Вот до такой тоски, до такого ужаса, до такого почти сладострастного умения не только услышать бессмыслицу жизни, но и расчленить ее на какие-то аллитеративные ряды, — Иван Ильич не доходил. Жизнь казалась ему грубой, но не страшной. Боялся он только смерти. Анненский не меньше смерти боится жизни. И не знает: в жизнь ли, в мундир ли прятаться ему от смерти — или уж прямо, не вынеся ужаса ожидания, — броситься в смерть от жизни: в безмозглую вечность, «в одурь диванов», в бесконечную смену полос на тике.
Но в конце концов осиливает страх смерти.
VI
Когда Иван Ильич понял, что он пропал, что пришел конец, он принялся кричать.
«— У! уу! у! — кричал он на разные интонации. Он начал кричать: „не хочу“ — и так продолжал кричать на букву „у“».
Когда читаешь Анненского, все слышится, будто он тоже кричит свое непрекращающееся «не хочу».
И тоже на разные интонации, подлежащие изучению с точки зрения поэтики.
«Не хочу! — кричит он. — Не хочу! У! уу! у!»
Собственно говоря, смерть пугает его почти тем же, чем жизнь: неизвестностью, непонятностью, разве только более неподвижными и молчаливыми. И — безобразием, мещанскою прозаичностью. Мысль о ней почти всегда сопряжена для Анненского с представлениями о грубой, мишурной, убого-помпезной обрядности панихиды или погребения, с этим «маскарадом печалей», лишний раз подчеркивающим безжалостную, равнодушную безучастность всего живого, остающегося здесь, к мертвецу, уходящему «туда».
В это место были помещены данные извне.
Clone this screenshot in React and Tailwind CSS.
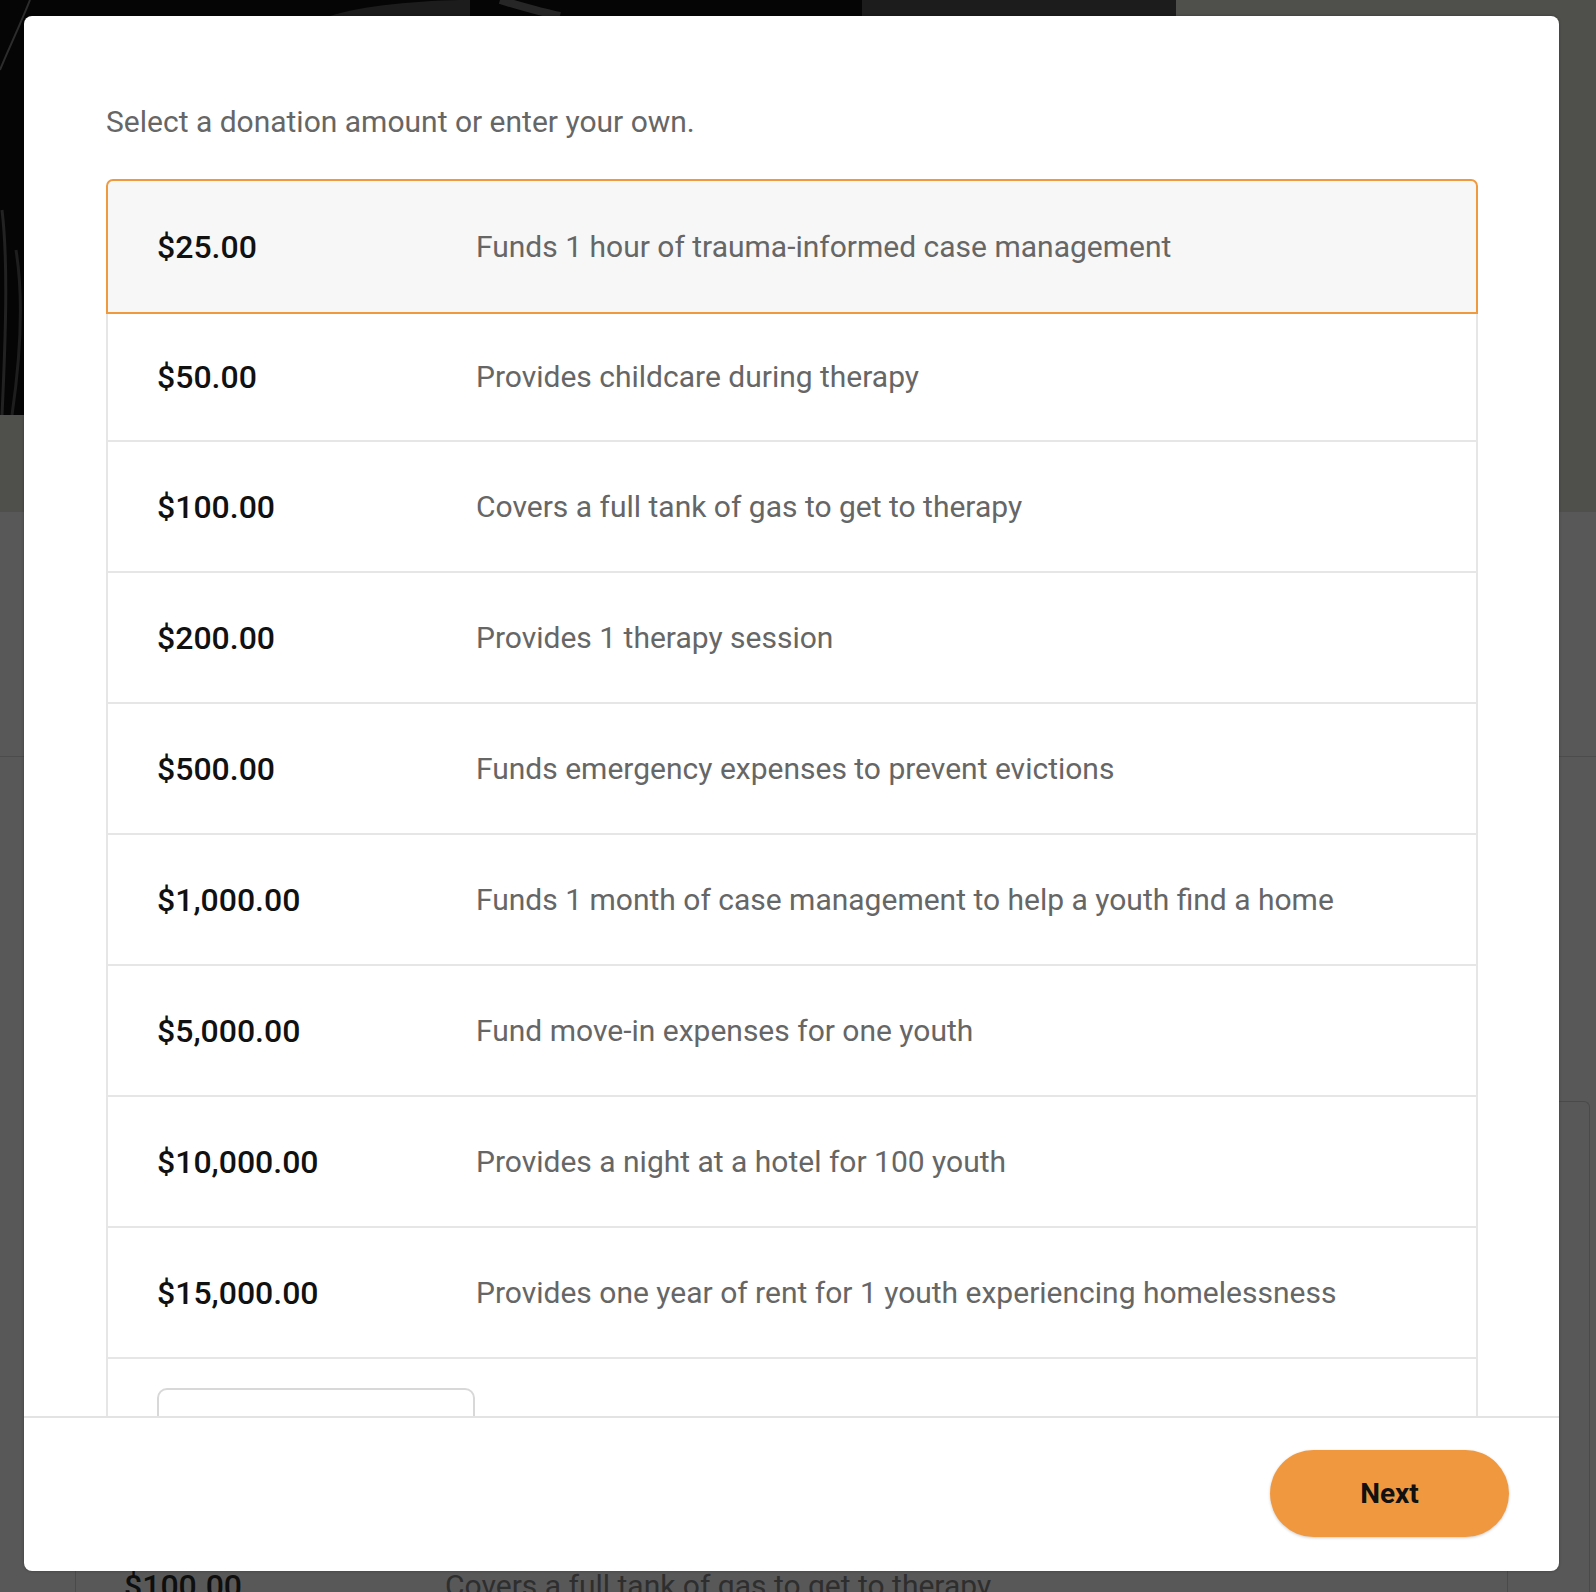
import React from "react";

const rows = [
  ["$25.00", "Funds 1 hour of trauma-informed case management"],
  ["$50.00", "Provides childcare during therapy"],
  ["$100.00", "Covers a full tank of gas to get to therapy"],
  ["$200.00", "Provides 1 therapy session"],
  ["$500.00", "Funds emergency expenses to prevent evictions"],
  ["$1,000.00", "Funds 1 month of case management to help a youth find a home"],
  ["$5,000.00", "Fund move-in expenses for one youth"],
  ["$10,000.00", "Provides a night at a hotel for 100 youth"],
  ["$15,000.00", "Provides one year of rent for 1 youth experiencing homelessness"],
];

function Row({ amount, text, first, second }) {
  if (first) {
    return (
      <div className="h-[135px] flex items-center border-2 border-[#f0993f] rounded-t-[7px] bg-[#f7f7f7] pl-[49px]">
        <div className="w-[319px] text-[32px] leading-[32px] font-medium text-[#111]">{amount}</div>
        <div className="text-[30px] leading-[32px] text-[#666]">{text}</div>
      </div>
    );
  }
  return (
    <div
      className={
        (second ? "h-[128px] " : "h-[131px] ") +
        "flex items-center border-x-2 border-b-2 border-[#e6e6e6] bg-white pl-[49px]"
      }
    >
      <div className="w-[319px] text-[32px] leading-[32px] font-medium text-[#111]">{amount}</div>
      <div className="text-[30px] leading-[32px] text-[#666]">{text}</div>
    </div>
  );
}

export default function App() {
  return (
    <div className="relative w-[1596px] h-[1592px] overflow-hidden bg-[#585858] font-['Roboto',sans-serif]">
      {/* underlying page (dimmed) */}
      <div className="h-[512px] bg-[#4f504b]">
        <div className="relative w-[1176px] h-[415px] bg-[#050505] overflow-hidden">
          <svg className="absolute inset-0" width="1176" height="415" viewBox="0 0 1176 415">
            <path d="M30 0 C 18 30, 8 50, 0 70" stroke="#2c2c2c" strokeWidth="2" fill="none" />
            <path d="M2 210 C 8 260, 6 330, 2 415" stroke="#222" strokeWidth="3" fill="none" />
            <path d="M16 250 C 24 300, 20 360, 12 415" stroke="#1e1e1e" strokeWidth="3" fill="none" />
            <path d="M330 16 C 360 6, 420 0, 470 0 L 470 16 Z" fill="#1c1c1c" />
            <path d="M500 0 C 520 6, 540 12, 560 16" stroke="#262626" strokeWidth="8" fill="none" />
            <rect x="862" y="0" width="314" height="16" fill="#1c1c1c" />
          </svg>
        </div>
      </div>
      <div className="h-[245px] border-b border-[#4c4c4c]"></div>
      <div className="flex">
        <div className="ml-[75px] w-[1433px] h-[835px] border-x border-[#4a4a4a]">
          <div className="pt-[813px] flex items-center pl-[48px]">
            <div className="w-[321px] text-[32px] leading-[32px] font-medium text-[#0e0e0e]">$100.00</div>
            <div className="text-[30px] leading-[32px] text-[#2e2e2e]">Covers a full tank of gas to get to therapy</div>
          </div>
        </div>
        <div className="mt-[344px] ml-[12px] w-[70px] h-[491px] border-t border-r border-[#4a4a4a] rounded-tr-[6px]"></div>
      </div>

      {/* modal */}
      <div className="absolute left-[24px] top-[16px] w-[1535px] h-[1555px] bg-white rounded-[8px] shadow-[0_0_3px_rgba(0,0,0,0.3)] flex flex-col overflow-hidden">
        <div className="h-[1400px] overflow-hidden pl-[82px] pr-[81px] pt-[91px]">
          <p className="text-[30px] leading-[30px] text-[#666]">Select a donation amount or enter your own.</p>
          <div className="mt-[42px] w-[1372px]">
            {rows.map((r, i) => (
              <Row key={r[0]} amount={r[0]} text={r[1]} first={i === 0} second={i === 1} />
            ))}
            <div className="h-[131px] border-x-2 border-[#e6e6e6] pt-[29px] pl-[49px]">
              <div className="w-[318px] h-[80px] border-2 border-[#d8d8d8] rounded-[10px]"></div>
            </div>
          </div>
        </div>
        <div className="h-[155px] border-t-2 border-[#e3e3e3] flex justify-end items-start pt-[32px] pr-[50px]">
          <button className="w-[239px] h-[87px] rounded-full bg-[#f09840] shadow-[0_1px_3px_rgba(0,0,0,0.2)] text-[28px] font-bold text-[#111] flex items-center justify-center">
            Next
          </button>
        </div>
      </div>
    </div>
  );
}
Смятые подушки, лекарства, кислород, изломанные цветы, венки, траур, ленты, свечи, гроба, коптящие фонари, клячи, дроги, цилиндры, галоши, гробовщики — постоянные спутники смерти у Анненского. Их ненужность говорит о бессмыслице жизни. Их грубая реальность оттеняет непостижимую сущность смерти, ее жуть. И не безобразный псаломщик, а сам Страх, лично, Страх с большой буквы, с поясным поклоном раздает свечи на панихиде.